◆ STATED GOAL: Give only the number of lines in the listing below where the string "this" occurs.

START DATA EXTRACT

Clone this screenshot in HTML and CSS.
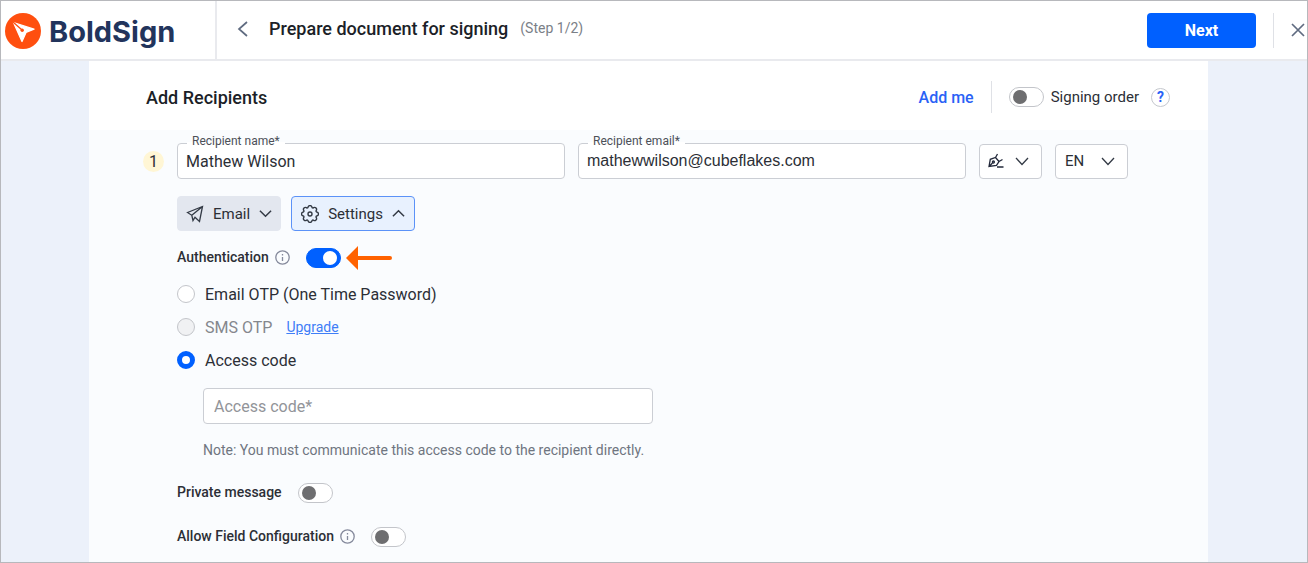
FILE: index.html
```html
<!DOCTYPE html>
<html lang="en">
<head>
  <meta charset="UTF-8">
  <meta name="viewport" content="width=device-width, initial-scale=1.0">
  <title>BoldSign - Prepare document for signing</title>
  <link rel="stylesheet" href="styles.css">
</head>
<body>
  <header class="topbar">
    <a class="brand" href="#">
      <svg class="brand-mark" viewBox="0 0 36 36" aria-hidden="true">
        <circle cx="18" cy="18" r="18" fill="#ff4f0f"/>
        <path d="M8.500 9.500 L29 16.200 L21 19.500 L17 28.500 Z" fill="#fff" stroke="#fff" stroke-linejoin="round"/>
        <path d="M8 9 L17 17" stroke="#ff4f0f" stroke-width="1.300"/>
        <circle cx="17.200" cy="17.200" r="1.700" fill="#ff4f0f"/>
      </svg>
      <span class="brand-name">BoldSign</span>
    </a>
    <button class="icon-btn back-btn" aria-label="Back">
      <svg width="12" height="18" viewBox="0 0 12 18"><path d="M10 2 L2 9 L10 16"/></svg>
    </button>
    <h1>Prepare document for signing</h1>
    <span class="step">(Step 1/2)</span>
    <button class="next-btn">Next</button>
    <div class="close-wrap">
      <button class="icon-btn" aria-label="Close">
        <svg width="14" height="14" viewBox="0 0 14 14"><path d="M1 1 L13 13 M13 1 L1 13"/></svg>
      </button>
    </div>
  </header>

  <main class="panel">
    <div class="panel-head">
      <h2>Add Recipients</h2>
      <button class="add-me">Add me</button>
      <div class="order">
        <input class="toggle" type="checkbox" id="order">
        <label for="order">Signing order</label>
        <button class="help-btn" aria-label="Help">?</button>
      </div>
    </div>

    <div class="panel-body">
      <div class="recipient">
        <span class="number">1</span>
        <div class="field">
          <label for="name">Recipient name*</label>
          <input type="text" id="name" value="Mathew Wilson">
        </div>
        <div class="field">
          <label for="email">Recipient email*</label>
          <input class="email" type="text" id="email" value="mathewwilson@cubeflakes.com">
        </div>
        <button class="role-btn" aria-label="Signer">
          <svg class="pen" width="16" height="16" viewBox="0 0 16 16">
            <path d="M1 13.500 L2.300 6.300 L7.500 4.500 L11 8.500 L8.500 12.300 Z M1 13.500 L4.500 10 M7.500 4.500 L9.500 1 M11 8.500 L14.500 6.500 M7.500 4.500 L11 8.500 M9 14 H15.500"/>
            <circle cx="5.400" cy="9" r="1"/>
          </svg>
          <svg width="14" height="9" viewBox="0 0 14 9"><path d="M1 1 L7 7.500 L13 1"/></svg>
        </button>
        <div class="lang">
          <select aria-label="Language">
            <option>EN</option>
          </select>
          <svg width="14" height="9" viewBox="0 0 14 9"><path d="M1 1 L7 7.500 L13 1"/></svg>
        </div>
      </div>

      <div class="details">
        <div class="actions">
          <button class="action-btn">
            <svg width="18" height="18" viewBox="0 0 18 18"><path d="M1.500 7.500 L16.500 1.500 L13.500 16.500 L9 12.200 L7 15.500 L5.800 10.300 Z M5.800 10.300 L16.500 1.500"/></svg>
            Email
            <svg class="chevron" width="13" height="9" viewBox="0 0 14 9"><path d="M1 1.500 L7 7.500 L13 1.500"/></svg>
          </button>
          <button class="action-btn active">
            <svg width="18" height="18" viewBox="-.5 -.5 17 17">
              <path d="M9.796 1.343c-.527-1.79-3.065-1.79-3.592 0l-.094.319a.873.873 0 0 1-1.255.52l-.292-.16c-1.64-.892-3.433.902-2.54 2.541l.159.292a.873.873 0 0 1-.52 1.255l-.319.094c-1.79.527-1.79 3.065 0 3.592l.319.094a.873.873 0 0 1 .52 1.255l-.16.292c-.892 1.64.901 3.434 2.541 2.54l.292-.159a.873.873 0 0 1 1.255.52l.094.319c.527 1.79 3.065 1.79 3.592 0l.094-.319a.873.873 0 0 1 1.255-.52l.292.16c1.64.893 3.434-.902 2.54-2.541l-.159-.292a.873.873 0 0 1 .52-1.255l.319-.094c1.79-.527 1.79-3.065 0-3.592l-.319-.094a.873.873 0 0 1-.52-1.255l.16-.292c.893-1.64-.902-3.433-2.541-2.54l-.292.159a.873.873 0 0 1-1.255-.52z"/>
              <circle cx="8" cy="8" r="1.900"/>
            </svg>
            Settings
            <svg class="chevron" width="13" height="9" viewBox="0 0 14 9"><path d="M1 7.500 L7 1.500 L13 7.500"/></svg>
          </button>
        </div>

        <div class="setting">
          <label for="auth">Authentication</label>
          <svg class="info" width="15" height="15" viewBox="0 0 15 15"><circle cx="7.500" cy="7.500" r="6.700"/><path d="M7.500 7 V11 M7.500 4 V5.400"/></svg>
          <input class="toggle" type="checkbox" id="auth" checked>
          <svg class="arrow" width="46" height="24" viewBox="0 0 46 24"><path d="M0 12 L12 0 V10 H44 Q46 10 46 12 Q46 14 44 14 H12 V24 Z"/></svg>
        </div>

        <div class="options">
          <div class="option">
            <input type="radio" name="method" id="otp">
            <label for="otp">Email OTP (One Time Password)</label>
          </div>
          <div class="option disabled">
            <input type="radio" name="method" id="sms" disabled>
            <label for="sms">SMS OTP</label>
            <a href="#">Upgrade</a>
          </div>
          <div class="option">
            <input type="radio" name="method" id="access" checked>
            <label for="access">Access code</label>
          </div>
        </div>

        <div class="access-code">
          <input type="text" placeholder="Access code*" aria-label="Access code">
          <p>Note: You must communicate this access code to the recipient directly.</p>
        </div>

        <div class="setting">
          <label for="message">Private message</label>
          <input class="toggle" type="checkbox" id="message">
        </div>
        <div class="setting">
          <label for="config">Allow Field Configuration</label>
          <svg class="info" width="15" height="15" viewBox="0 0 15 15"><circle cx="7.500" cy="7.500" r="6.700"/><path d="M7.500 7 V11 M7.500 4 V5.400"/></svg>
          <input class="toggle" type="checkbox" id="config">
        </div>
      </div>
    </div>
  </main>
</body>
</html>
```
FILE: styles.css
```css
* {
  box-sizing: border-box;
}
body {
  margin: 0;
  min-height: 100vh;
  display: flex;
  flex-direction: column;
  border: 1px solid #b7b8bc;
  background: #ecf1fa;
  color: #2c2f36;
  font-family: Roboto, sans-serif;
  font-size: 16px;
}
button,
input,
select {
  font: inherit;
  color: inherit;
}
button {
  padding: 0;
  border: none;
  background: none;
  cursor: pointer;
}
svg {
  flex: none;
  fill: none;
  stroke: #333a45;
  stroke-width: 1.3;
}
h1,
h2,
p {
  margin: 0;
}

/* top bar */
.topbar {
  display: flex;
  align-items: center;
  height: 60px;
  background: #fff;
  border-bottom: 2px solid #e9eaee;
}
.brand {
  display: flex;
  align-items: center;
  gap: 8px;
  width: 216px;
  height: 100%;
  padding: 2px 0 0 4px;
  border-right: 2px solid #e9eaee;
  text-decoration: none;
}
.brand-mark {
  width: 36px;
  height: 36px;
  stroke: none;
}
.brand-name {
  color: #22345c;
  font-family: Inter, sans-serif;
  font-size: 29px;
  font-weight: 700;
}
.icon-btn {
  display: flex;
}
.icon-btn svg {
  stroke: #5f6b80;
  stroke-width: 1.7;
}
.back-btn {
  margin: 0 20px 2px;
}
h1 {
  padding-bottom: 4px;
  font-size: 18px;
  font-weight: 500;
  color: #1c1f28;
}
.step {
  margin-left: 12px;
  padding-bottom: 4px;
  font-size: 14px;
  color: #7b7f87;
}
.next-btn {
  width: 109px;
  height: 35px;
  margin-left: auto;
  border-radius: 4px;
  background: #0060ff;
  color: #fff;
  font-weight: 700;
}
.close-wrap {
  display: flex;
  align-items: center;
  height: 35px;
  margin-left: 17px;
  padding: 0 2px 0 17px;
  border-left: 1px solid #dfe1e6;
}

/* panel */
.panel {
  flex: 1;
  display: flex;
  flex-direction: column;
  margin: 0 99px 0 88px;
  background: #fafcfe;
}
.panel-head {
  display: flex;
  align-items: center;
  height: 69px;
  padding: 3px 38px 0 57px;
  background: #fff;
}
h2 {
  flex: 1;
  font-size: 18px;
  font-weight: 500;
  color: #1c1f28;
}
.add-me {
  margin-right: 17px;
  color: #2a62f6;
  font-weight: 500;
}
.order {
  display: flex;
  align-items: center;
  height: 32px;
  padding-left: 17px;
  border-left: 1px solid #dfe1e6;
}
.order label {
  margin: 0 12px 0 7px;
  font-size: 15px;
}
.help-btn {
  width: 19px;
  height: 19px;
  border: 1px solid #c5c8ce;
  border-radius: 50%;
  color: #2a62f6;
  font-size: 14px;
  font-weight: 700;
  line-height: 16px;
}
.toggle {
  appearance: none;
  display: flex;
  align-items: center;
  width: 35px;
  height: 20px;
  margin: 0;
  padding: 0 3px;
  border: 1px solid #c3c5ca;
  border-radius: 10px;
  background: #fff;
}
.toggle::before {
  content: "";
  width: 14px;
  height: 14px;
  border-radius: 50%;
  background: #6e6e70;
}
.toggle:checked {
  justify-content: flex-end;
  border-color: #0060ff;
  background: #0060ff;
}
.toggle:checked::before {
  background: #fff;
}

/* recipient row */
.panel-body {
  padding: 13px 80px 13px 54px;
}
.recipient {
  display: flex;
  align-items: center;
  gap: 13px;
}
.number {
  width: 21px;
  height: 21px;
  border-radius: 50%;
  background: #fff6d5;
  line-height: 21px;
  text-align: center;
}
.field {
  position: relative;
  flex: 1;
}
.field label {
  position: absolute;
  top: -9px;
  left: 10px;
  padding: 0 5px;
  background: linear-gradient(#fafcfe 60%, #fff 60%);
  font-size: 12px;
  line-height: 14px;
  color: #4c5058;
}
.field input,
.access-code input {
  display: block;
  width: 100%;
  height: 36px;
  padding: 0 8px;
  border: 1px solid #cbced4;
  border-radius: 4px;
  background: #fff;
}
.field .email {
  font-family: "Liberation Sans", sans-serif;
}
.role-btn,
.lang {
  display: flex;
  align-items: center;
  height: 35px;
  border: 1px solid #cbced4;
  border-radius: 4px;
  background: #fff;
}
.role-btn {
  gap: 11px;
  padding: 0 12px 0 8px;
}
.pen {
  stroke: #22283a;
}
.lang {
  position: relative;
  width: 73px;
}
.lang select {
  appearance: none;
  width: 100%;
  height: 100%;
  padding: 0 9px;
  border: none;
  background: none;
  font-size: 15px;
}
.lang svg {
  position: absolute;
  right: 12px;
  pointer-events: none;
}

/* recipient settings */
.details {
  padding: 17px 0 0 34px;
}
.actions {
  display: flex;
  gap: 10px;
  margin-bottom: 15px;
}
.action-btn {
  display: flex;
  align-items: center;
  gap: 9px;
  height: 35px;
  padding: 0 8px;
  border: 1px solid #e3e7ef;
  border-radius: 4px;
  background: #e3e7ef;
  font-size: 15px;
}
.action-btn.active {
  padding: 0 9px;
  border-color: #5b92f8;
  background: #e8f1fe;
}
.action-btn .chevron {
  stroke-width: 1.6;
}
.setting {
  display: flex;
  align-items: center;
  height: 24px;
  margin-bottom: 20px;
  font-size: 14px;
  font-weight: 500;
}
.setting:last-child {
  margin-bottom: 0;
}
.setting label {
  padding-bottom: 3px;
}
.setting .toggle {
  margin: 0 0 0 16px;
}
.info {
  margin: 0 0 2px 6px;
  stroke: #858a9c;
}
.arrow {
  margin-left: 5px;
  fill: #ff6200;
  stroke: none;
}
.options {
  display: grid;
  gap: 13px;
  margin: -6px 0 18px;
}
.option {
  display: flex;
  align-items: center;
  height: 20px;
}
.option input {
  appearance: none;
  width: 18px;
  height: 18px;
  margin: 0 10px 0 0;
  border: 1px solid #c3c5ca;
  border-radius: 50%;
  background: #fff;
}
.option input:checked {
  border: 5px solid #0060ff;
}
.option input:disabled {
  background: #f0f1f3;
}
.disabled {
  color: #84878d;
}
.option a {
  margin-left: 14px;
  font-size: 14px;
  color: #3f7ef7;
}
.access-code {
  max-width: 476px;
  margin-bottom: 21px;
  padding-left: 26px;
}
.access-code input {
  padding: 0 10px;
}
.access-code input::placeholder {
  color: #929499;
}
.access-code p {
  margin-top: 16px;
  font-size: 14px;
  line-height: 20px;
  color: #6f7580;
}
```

END DATA EXTRACT

◆ ANSWER FOR THE TASK: 2